What makes Schwarber’s season doubly bonkers is he has served as the Phillies’ leadoff hitter since early June. In 483 plate appearances as a leadoff man, Schwarber has hit .206. According to Baseball-Reference’s Stathead tool, the only player with that many leadoff plate appearances and a lower average was Dick Schofield (.199 in 483 plate appearances) of the Pirates/Giants in 1965.
But wait, there’s more! Schwarber gets on base at a reasonable .345 clip. So how many other players, with a minimum of 300 plate appearances in the leadoff spot, have hit below .210 as a leadoff man but have put up at least a .340 OBP? Just two -- Goat Anderson of the 1907 Pirates (.204 average, .350 OBP) and Floyd Baker of the 1948 White Sox (.206 average, .362 OBP). In those two seasons, those two combined for just one home run (by our guy Goat). Not the 32 Schwarber has hit as a leadoff guy.
8. Clayton Kershaw's team-leading 126 1/3 IP
We’ve grown accustomed to lower workloads from this probable Hall of Famer, but what makes this year bonkers is that Kershaw is going to lead L.A. in innings pitched. He’ll finish with the lowest innings total ever for a leader on a division winner. According to Langs, the previous low was 153 1/3 innings for Mike Fiers on the 2017 Astros.
9. Shohei Ohtani's injury-plagued 10.0 WAR
Even though he’s done for the season, you know we couldn’t pen this piece without reference to Ohtani. This is his Wins Above Replacement mark, as calculated by Baseball-Reference. In only 135 games played. That’s now the fewest games played in a 10-WAR season in AL/NL history, excluding full-time pitchers. The previous low was Mookie Betts' 136 games played in a 10.7-WAR season for the Red Sox in 2018.
Ohtani is highly likely to win the AL MVP despite missing his team’s final 25 games. If so, that would be the most games missed by an MVP at the end of the season, according to Langs. Ohtani’s teammate Mike Trout missed the final 19 games in his 2019 MVP season.
10. The return of the 20-20 player (17 and counting)
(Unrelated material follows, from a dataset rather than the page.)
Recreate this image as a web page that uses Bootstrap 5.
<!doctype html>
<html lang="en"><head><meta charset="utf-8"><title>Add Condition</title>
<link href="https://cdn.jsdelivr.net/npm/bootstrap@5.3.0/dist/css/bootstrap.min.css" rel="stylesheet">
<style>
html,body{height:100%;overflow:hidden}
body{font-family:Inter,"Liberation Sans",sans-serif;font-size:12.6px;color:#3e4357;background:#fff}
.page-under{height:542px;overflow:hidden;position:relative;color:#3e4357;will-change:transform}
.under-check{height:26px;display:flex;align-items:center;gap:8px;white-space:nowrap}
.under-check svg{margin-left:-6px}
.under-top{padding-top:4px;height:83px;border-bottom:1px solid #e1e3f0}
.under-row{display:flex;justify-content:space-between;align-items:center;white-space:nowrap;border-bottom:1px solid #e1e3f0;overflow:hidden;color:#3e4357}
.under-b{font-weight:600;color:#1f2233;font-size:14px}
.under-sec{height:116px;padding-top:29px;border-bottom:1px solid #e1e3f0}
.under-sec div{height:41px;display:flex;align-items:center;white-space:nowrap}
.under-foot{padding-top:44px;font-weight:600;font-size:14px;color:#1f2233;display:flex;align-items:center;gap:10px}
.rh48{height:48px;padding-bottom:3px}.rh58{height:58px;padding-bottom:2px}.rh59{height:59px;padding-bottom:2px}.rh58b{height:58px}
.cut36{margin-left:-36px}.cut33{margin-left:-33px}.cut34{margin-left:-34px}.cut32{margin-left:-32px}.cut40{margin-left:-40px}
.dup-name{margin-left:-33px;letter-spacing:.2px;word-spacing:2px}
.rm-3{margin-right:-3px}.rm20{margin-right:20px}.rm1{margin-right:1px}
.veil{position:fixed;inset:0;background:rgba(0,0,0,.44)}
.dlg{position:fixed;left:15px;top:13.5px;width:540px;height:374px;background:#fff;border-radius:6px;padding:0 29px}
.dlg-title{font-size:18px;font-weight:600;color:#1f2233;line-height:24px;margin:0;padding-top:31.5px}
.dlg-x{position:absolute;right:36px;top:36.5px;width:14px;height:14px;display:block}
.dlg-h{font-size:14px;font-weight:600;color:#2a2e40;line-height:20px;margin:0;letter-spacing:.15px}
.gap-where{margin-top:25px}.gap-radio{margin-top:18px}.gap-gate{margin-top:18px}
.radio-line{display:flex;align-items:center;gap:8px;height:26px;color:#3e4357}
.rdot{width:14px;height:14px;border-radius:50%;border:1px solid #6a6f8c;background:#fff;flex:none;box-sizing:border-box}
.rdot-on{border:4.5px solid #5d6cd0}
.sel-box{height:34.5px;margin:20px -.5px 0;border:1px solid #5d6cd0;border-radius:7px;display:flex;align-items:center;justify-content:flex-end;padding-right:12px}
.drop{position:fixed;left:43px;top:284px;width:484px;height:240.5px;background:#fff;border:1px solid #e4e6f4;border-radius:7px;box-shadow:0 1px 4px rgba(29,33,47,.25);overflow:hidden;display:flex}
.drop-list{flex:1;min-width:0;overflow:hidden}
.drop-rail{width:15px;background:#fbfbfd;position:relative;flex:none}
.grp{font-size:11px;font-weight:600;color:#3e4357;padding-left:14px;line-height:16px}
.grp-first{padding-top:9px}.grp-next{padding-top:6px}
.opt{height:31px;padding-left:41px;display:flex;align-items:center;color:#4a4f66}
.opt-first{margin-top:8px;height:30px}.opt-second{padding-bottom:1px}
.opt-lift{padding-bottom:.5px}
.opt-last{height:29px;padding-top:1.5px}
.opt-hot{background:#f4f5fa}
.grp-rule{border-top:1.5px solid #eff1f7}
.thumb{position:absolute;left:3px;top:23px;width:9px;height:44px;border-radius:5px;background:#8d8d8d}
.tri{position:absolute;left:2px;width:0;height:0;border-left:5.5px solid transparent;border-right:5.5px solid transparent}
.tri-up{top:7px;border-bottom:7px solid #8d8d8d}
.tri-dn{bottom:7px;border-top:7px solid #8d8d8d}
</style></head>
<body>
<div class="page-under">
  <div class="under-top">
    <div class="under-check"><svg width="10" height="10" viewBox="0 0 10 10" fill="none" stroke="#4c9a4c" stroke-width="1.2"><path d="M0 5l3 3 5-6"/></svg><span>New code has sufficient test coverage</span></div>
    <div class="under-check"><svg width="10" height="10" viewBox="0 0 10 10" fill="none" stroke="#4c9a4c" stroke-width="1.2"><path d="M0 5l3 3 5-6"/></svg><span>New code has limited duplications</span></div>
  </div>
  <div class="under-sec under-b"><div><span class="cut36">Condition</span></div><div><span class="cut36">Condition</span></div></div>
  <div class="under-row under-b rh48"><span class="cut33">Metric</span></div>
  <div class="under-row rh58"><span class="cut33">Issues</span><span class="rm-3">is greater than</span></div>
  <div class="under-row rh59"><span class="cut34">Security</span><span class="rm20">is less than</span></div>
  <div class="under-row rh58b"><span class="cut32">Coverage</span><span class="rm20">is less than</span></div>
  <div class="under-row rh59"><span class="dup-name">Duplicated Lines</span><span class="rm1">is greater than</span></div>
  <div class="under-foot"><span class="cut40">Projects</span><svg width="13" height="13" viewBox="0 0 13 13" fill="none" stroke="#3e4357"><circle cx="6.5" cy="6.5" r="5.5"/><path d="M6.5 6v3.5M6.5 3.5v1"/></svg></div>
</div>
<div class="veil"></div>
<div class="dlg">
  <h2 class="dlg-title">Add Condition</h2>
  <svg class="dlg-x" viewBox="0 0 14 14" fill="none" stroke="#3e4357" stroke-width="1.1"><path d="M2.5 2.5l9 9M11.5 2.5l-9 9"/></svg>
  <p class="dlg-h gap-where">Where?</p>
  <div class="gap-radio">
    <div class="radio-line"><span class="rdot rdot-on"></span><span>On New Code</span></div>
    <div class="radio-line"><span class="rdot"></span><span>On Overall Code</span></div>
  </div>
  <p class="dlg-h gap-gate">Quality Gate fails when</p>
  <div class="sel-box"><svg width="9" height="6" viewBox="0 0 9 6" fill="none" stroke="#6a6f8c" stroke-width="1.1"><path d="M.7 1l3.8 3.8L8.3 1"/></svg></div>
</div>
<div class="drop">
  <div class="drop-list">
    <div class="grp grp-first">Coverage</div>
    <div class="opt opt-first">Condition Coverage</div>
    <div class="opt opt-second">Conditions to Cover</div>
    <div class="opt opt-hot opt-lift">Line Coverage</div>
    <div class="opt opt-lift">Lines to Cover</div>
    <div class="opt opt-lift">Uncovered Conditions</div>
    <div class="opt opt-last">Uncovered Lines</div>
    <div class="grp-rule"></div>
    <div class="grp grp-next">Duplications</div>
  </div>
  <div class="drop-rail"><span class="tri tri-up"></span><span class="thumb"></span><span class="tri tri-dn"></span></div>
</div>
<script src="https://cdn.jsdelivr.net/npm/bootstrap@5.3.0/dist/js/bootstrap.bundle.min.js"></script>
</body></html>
As of this writing, there are 17 players with at least 20 homers and 20 steals. That’s just two shy of the record set in 1999. And entering the final week, there are enough players near those parameters (the Astros' Chas McCormick is one stolen base away, the Padres' Xander Bogaerts is a homer and two steals away, the Rays' Josh Lowe and Brewers' Christian Yelich are both one homer away) to lead us to believe this record could be broken.
Again, a product of the new rules environment (last year, there were only 24 players with 20 steals, whereas this year there are already 49) … but still bonkers!